Tuesday, May 23, 2006

Plain Smell of Ammonia in Hallway Sufficient to Conclude Criminal Activity Occurring

State v. Simmons, 04-1327 (Iowa 2006)

A Clarinda police officer went to an apartment building on a complaint of loud music. While in the hallway the officer smelled what he belived to be anhydrous ammonia coming from another apartment and contacted his supervisor who referred him to a certified methamphetamine lab expert. The officer and the expert returned to the building and the expert confirmed that the smell was of anhydrous ammonia, commonly used in the manufacture of methamphetamine by the lithium reduction method.

The officers knocked and announced their presence because they were concerned about safety in view of the hazards of exposure to ammonia fumes. Receiving no satisfactory response the officers forcibly entered the apartment and took the occupants into custody. There they found a working meth lab and Simmons admitted the manufacturing operation was his.

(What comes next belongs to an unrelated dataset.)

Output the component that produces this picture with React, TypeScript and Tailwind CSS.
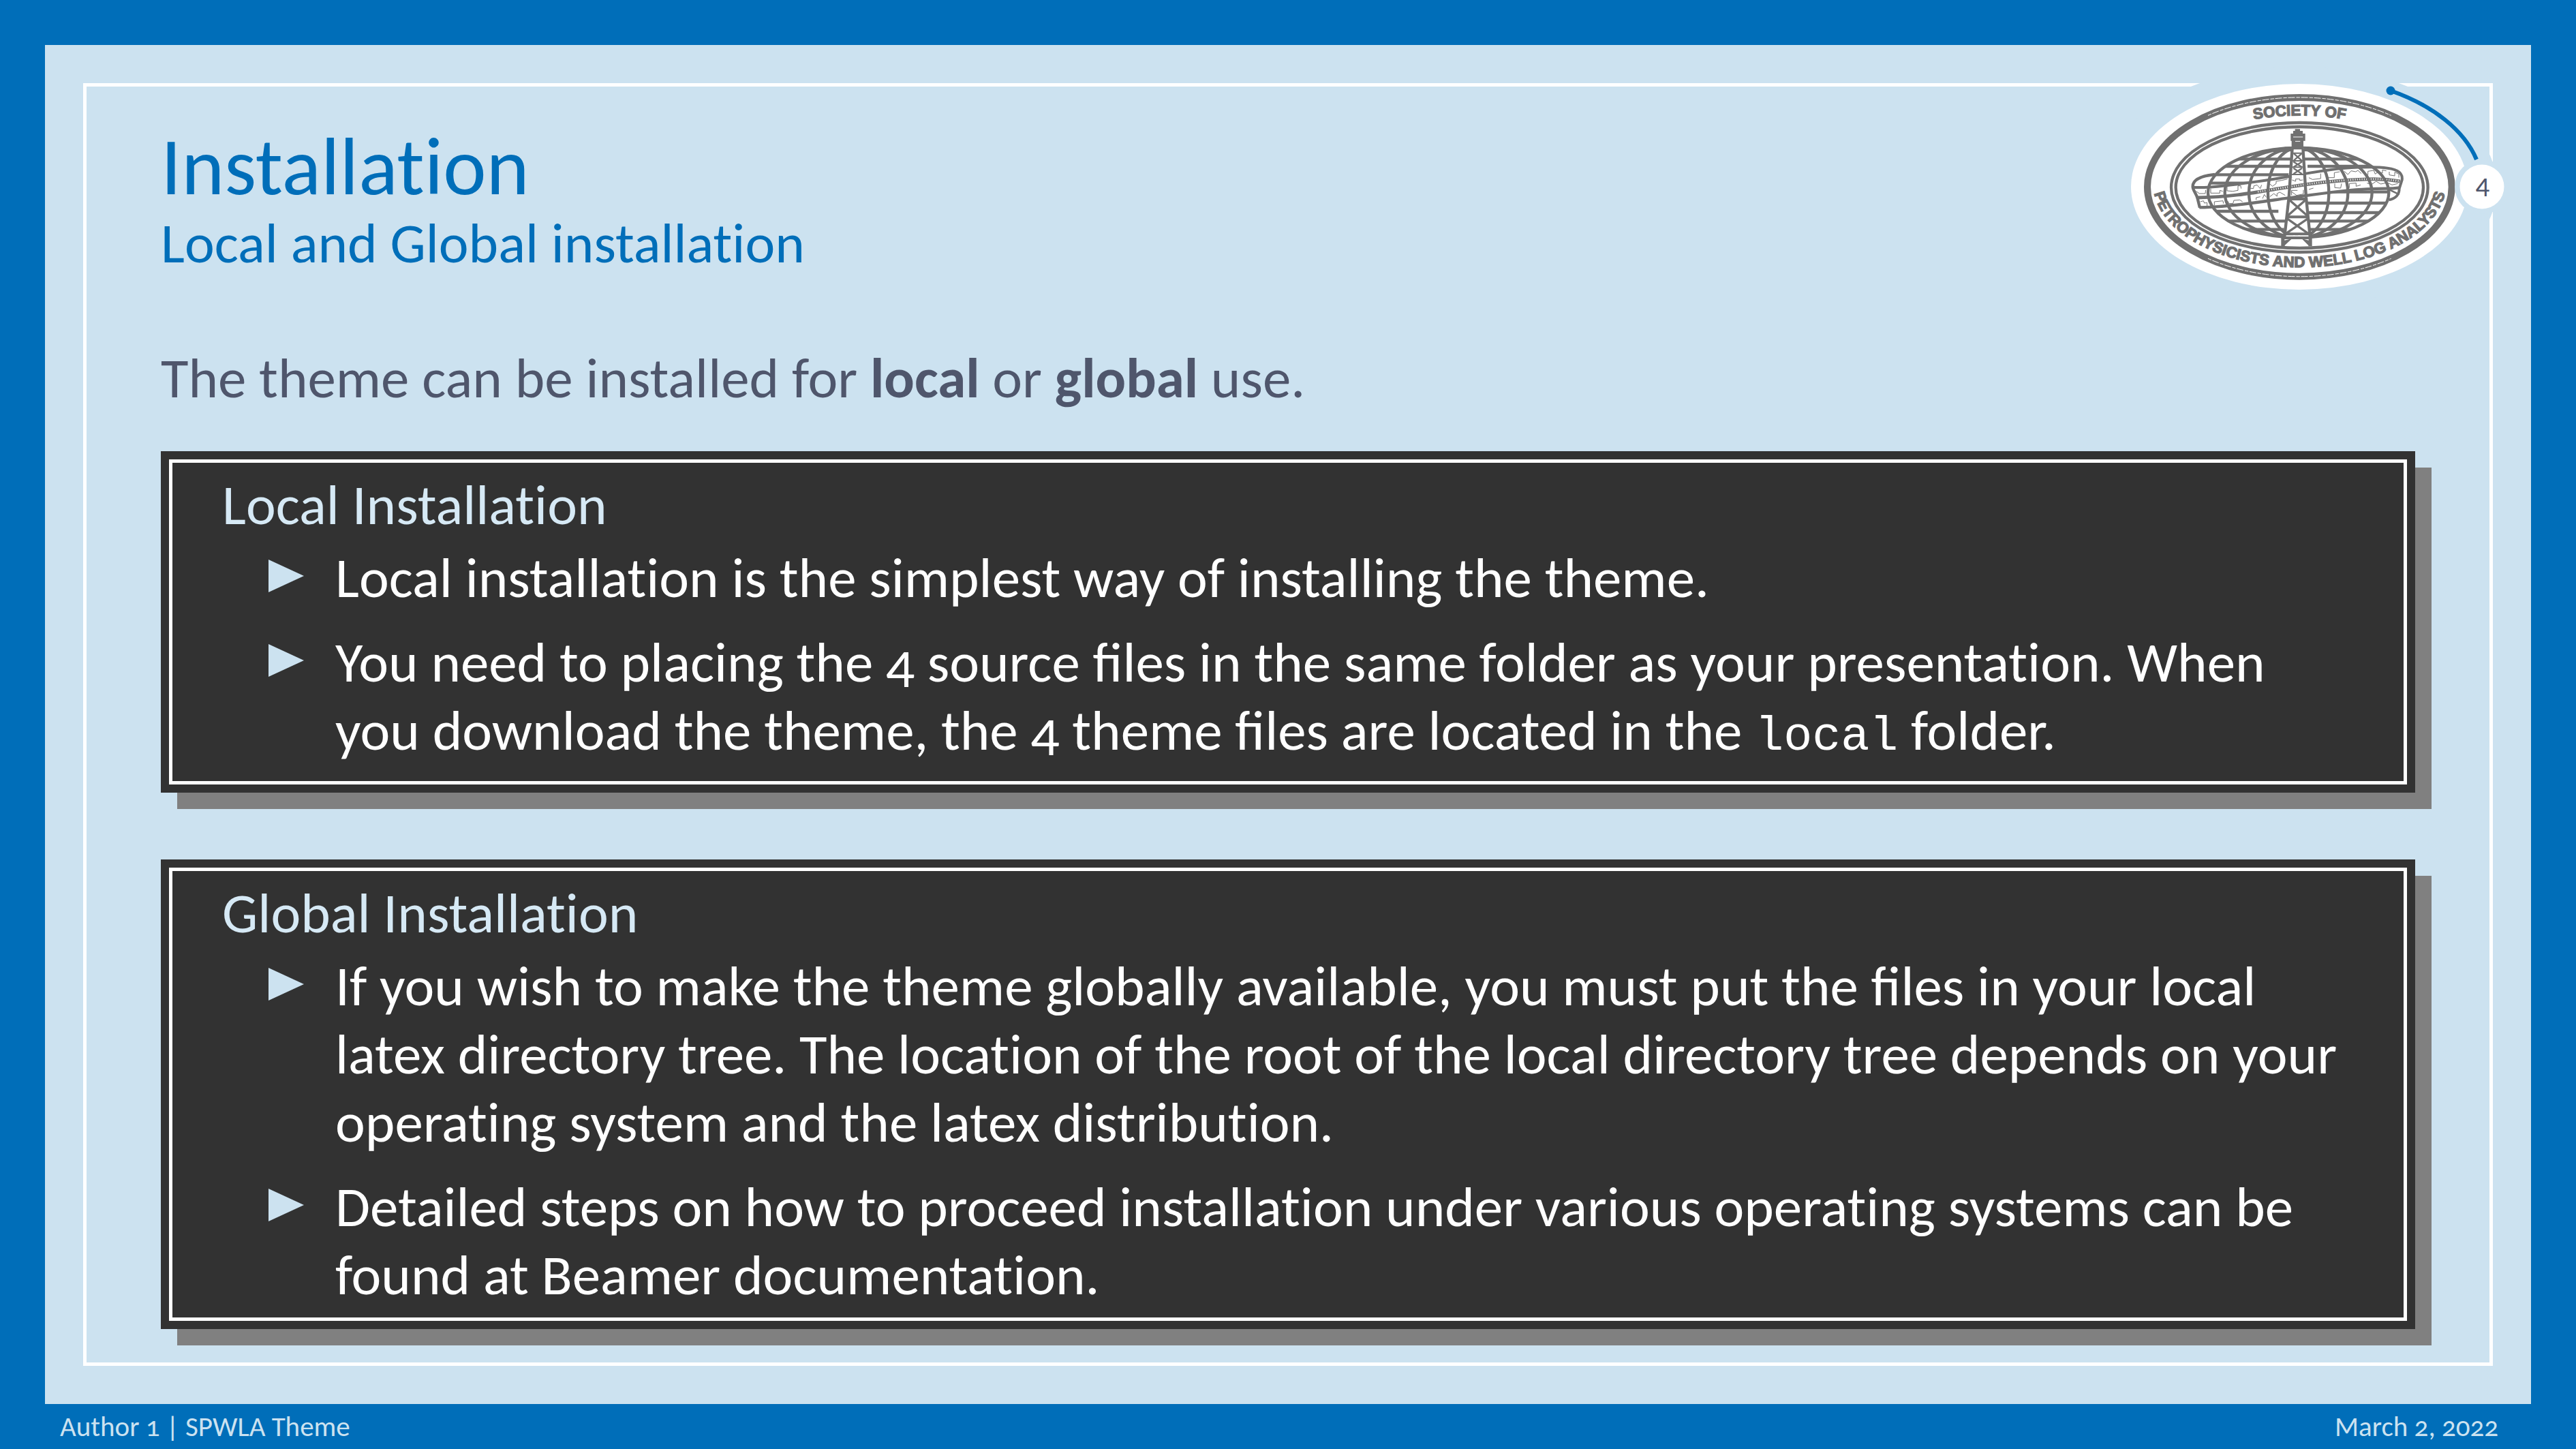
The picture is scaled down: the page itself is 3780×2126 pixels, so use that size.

The fighting issue on appeal was whether the district court's denial of the defendant's motion to suppress the warrantless entry and search was supportable.

In an issue of first impression, the Iowa Supreme Court held that the smell established the necessary probable cause for a search. The court also found that the volatile nature and dangers of a working methamphetamine lab established the necessary exigent circumstances that allowed the initial warrantless search of the premises.

Simmons' statements while being questioned were allowable admissions under the public safety exception to Miranda v. Arizona announced in State v. Deases, 518 N.W.2d 784 (Iowa 1994).